No, it uses IntoIterator::into_iter(&mut vector). Which is implemented via a call to iter_mut.

To appreciate the generality of IntoIterator, observe that:

• Vec<T> implements IntoIterator<Item=T>
• &Vec<T> implements IntoIterator<Item=&T>
• &mut Vec<T> implements IntoIterator<Item=&mut T>

and consequently,

• vec.into_iter() implements Iterator<Item=T>
• (&vec).into_iter() (which internally calls vec.iter()) implements Iterator<Item=&T>
• (&mut vec).into_iter() (which internally calls vec.iter_mut()) implements Iterator<Item=&mut T>

Sorry , I just did not create correct example.

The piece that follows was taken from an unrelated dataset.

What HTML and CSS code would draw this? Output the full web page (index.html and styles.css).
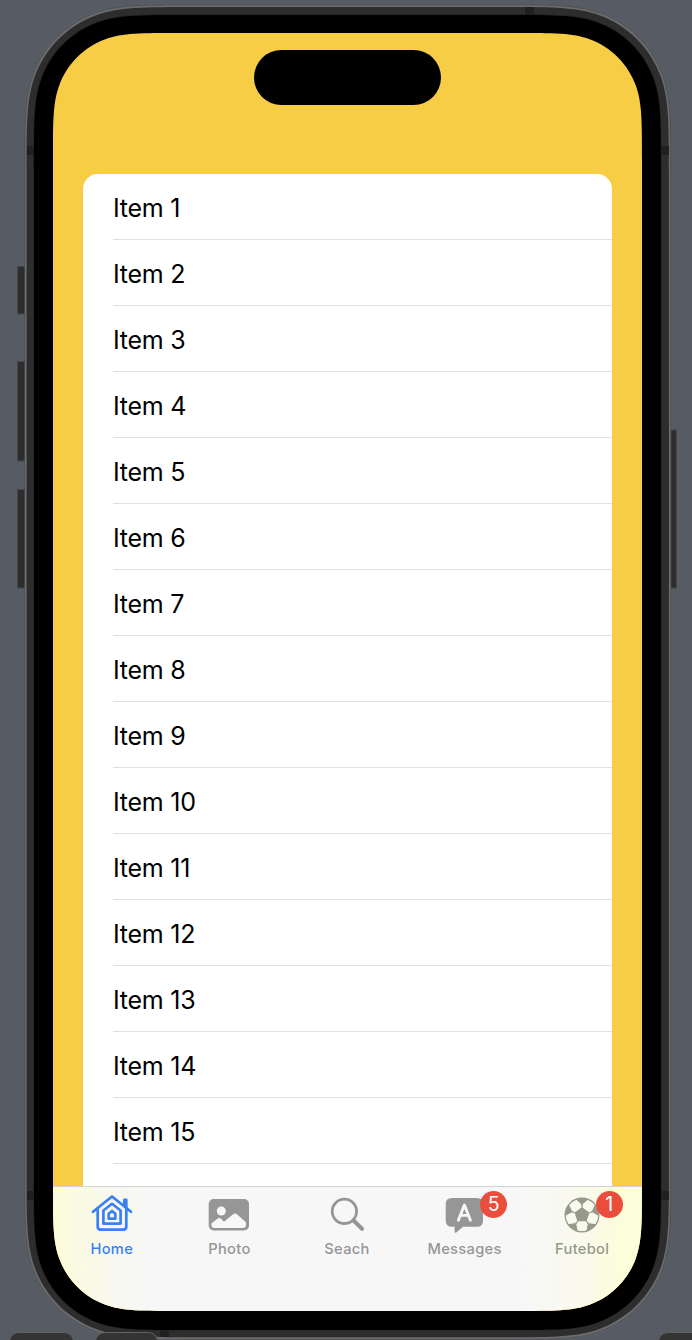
FILE: index.html
```html
<!DOCTYPE html>
<html lang="en">
<head>
<meta charset="utf-8">
<title>Items</title>
<link rel="stylesheet" href="styles.css">
</head>
<body>
<div class="stage">
  <svg class="chrome" width="692" height="1340" viewBox="0 0 692 1340" aria-hidden="true">
    <g class="buttons">
      <rect x="17.500" y="266.500" width="12" height="47.500"/>
      <rect x="17.500" y="361.500" width="12" height="99.500"/>
      <rect x="17.500" y="489.500" width="12" height="98.500"/>
      <rect x="666" y="430" width="10.500" height="158"/>
    </g>
    <path class="rim-shadow" data-box="24.300 4.500 647 1335 112"/>
    <path class="rim" data-box="25 5.200 645.500 1333.800 111"/>
    <path class="band" data-box="26.600 6.900 642.300 1330.300 110"/>
    <g class="antenna">
      <rect x="27" y="146" width="7" height="9"/>
      <rect x="661" y="146" width="8" height="9"/>
      <rect x="27" y="1191" width="7" height="9"/>
      <rect x="661" y="1191" width="8" height="9"/>
      <rect x="525" y="7" width="9" height="8"/>
      <rect x="160" y="1329" width="9" height="8"/>
    </g>
    <path class="glass-edge" data-box="33.300 14.300 628.200 1316.200 101"/>
    <path class="glass" data-box="34 15 627 1315 100.500"/>
    <g class="dock">
      <rect x="9.500" y="1332.500" width="64" height="30" rx="9"/>
      <rect x="95.500" y="1332.500" width="62" height="30" rx="9"/>
      <rect x="658.500" y="1332.500" width="64" height="30" rx="9"/>
    </g>
  </svg>

  <main class="screen">
    <div class="status"><div class="island"></div></div>
    <ul class="list">
      <li>Item 1</li><li>Item 2</li><li>Item 3</li><li>Item 4</li><li>Item 5</li>
      <li>Item 6</li><li>Item 7</li><li>Item 8</li><li>Item 9</li><li>Item 10</li>
      <li>Item 11</li><li>Item 12</li><li>Item 13</li><li>Item 14</li><li>Item 15</li>
    </ul>
    <nav class="tabs">
      <div class="tab active">
        <svg class="icon" width="60" height="48" viewBox="-30 0 60 48">
          <g fill="none" stroke="currentColor" stroke-width="2.700" stroke-linecap="round" stroke-linejoin="round">
            <path d="M-19 22.800 L0 7.500 L19 22.800"/>
            <path d="M-14.300 20 V37.800 Q-14.300 40.600 -11.500 40.600 H11.500 Q14.300 40.600 14.300 37.800 V20"/>
            <path d="M-8.600 21.500 L0 14.800 L8.600 21.500 V34.600 H-8.600 Z"/>
            <path d="M-3.300 24.800 L0 22 L3.300 24.800 V29.700 H-3.300 Z"/>
          </g>
          <path fill="currentColor" d="M11 10.800 Q11 9.600 12.200 9.600 H14.400 Q15.600 9.600 15.600 10.800 V20 L11 16.200 Z"/>
        </svg>
        <span>Home</span>
      </div>
      <div class="tab">
        <svg class="icon" width="60" height="48" viewBox="-30 0 60 48">
          <rect x="-20.300" y="10" width="40.300" height="31.500" rx="5" fill="currentColor"/>
          <circle cx="-7.700" cy="22" r="4.500" fill="#f7f7f7"/>
          <path fill="#f7f7f7" d="M-17.600 34.500 L-11.300 29.500 Q-9.700 28.300 -8.200 29.500 L-5 32.800 L3.800 25.400 Q6 23.800 8.200 25.400 L17 33.300 V36 Q17 38.900 14 38.900 H-14.500 Q-17.600 38.900 -17.600 36 Z"/>
        </svg>
        <span>Photo</span>
      </div>
      <div class="tab">
        <svg class="icon" width="60" height="48" viewBox="-30 0 60 48">
          <g fill="none" stroke="currentColor" stroke-linecap="round">
            <circle cx="-2.600" cy="22.300" r="12.200" stroke-width="2.800"/>
            <path d="M6.500 31.500 L15 39.800" stroke-width="4"/>
          </g>
        </svg>
        <span>Seach</span>
      </div>
      <div class="tab">
        <svg class="icon" width="60" height="48" viewBox="-30 0 60 48">
          <path fill="currentColor" d="M-13 9 H12 Q18 9 18 15 V31.800 Q18 37.800 12 37.800 H-2 L-8.400 43.300 Q-10.400 44.800 -10.400 42.300 V37.800 H-13 Q-19.300 37.800 -19.300 31.800 V15 Q-19.300 9 -13 9 Z"/>
          <path fill="none" stroke="#f7f7f7" stroke-width="2.900" stroke-linecap="round" stroke-linejoin="round" d="M-6.600 31.200 L-.600 16 L5.400 31.200 M-4.400 26.400 H3.200"/>
        </svg>
        <b class="badge">5</b>
        <span>Messages</span>
      </div>
      <div class="tab warm">
        <svg class="icon" width="60" height="48" viewBox="-30 0 60 48">
          <circle cx="0" cy="26" r="17.500" fill="currentColor"/>
          <g fill="#f9faee" stroke="#f9faee" stroke-width="1" stroke-linejoin="round">
            <path id="patch" d="M-4 41.200 L-5.200 35.300 L-3.700 32.800 H3.700 L5.200 35.300 L4 41.200 Q0 42.200 -4 41.200 Z"/>
            <use href="#patch" transform="rotate(72 0 26)"/>
            <use href="#patch" transform="rotate(144 0 26)"/>
            <use href="#patch" transform="rotate(216 0 26)"/>
            <use href="#patch" transform="rotate(288 0 26)"/>
          </g>
        </svg>
        <b class="badge near">1</b>
        <span>Futebol</span>
      </div>
    </nav>
  </main>
</div>
<script src="shape.js"></script>
</body>
</html>
```
FILE: styles.css
```css
* { box-sizing: border-box; }
body { margin: 0; background: #575c64; font-family: Inter, "Liberation Sans", sans-serif; }
.stage { position: relative; width: 692px; height: 1340px; padding: 33px 50px 29px 53px; overflow: hidden; }
.chrome { position: absolute; inset: 0; }
.buttons { fill: #2d2d2d; stroke: #45484b; stroke-width: 1; }
.rim-shadow { fill: #4b4f54; }
.rim { fill: #6b6b6b; }
.band { fill: #2d2d2d; }
.antenna { fill: #202020; }
.glass-edge { fill: #222; }
.glass { fill: #000; }
.dock { fill: #343434; stroke: #626262; stroke-width: 1; }

.screen { position: relative; display: flex; flex-direction: column; width: 589px; height: 1278px; background: #f8cd46; }
.status { display: flex; justify-content: center; height: 141px; padding-top: 17px; flex: none; }
.island { width: 187px; height: 55px; margin-right: 1px; border-radius: 28px; background: #000; }
.list { flex: 1; margin: 0 30px; padding: 0 0 0 30px; list-style: none; background: #fff; border-radius: 15px 15px 0 0; }
.list li { height: 66px; padding-top: 2px; line-height: 65px; border-bottom: 1px solid #e0e0e1; font-size: 25px; letter-spacing: -0.25px; color: #000; }

.tabs { display: grid; grid-template-columns: repeat(5, 1fr); flex: none; height: 125px; padding-right: 1px; border-top: 1px solid #d2d2d0;
  background: linear-gradient(90deg, #fcfcda 0, #fafae3 25px, #f8f8ee 55px, #f7f7f6 95px, #f7f7f8 130px, #f7f7f8 450px, #f8f8f4 495px, #fafaea 535px, #fcfddc 565px, #fdfed8 589px); }
.tab { position: relative; display: flex; flex-direction: column; align-items: center; padding-top: 2px; color: #969696; }
.tab.active { color: #3880f6; }
.tab.warm { color: #97998b; }
.icon { display: block; }
.tab span { margin-top: 2px; font-size: 14.7px; line-height: 20px; font-weight: 500; letter-spacing: 0.3px; }
.badge { position: absolute; left: 74.5px; top: 4px; width: 27px; height: 27px; border-radius: 50%; background: #eb4d3d; color: #fff; font-size: 19.5px; line-height: 27px; font-weight: 400; text-align: center; }
.badge.near { left: 72.3px; }
```
FILE: shape.js
```
// Rounded rectangle whose corners ease into the straight edges.
function smoothRect(x, y, w, h, r) {
  const a = 1.528665 * r, b = 1.06 * r, c = 0.8367 * r, d = 0.631494 * r,
        e = 0.372824 * r, f = 0.16906 * r, g = 0.074911 * r;
  const R = x + w, B = y + h;
  return `M${x + a} ${y} H${R - a}
    C${R - b} ${y} ${R - c} ${y} ${R - d} ${y + g}
    C${R - e} ${y + f} ${R - f} ${y + e} ${R - g} ${y + d}
    C${R} ${y + c} ${R} ${y + b} ${R} ${y + a} V${B - a}
    C${R} ${B - b} ${R} ${B - c} ${R - g} ${B - d}
    C${R - f} ${B - e} ${R - e} ${B - f} ${R - d} ${B - g}
    C${R - c} ${B} ${R - b} ${B} ${R - a} ${B} H${x + a}
    C${x + b} ${B} ${x + c} ${B} ${x + d} ${B - g}
    C${x + e} ${B - f} ${x + f} ${B - e} ${x + g} ${B - d}
    C${x} ${B - c} ${x} ${B - b} ${x} ${B - a} V${y + a}
    C${x} ${y + b} ${x} ${y + c} ${x + g} ${y + d}
    C${x + f} ${y + e} ${x + e} ${y + f} ${x + d} ${y + g}
    C${x + c} ${y} ${x + b} ${y} ${x + a} ${y} Z`.replace(/\s+/g, ' ');
}
document.querySelectorAll('path[data-box]').forEach(p =>
  p.setAttribute('d', smoothRect(...p.dataset.box.split(' ').map(Number))));
document.querySelector('.screen').style.clipPath = `path("${smoothRect(0, 0, 589, 1278, 83)}")`;
```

This example does not compile too:

fn foo() {
    let mut v = vec![1,2,3];
    let dst = &mut v;
    for el in dst {}
    for el in dst {}
}

So, behavior is consistent for local and arg references.
Thatks for all, now I understood, how it works.

The last question:
Why it works:

fn borrow<T>(_: &mut T) {}
fn foo() {
    let mut i = 0;
    let dst = &mut i;
    borrow(dst);
    borrow(dst);
}

But this does not:

fn borrow(_: T) {}
fn foo() {
    let mut i = 0;
    let dst = &mut i;
    borrow(dst);
    borrow(dst);
}

?

Special compiler reborrowing magic for reference argument?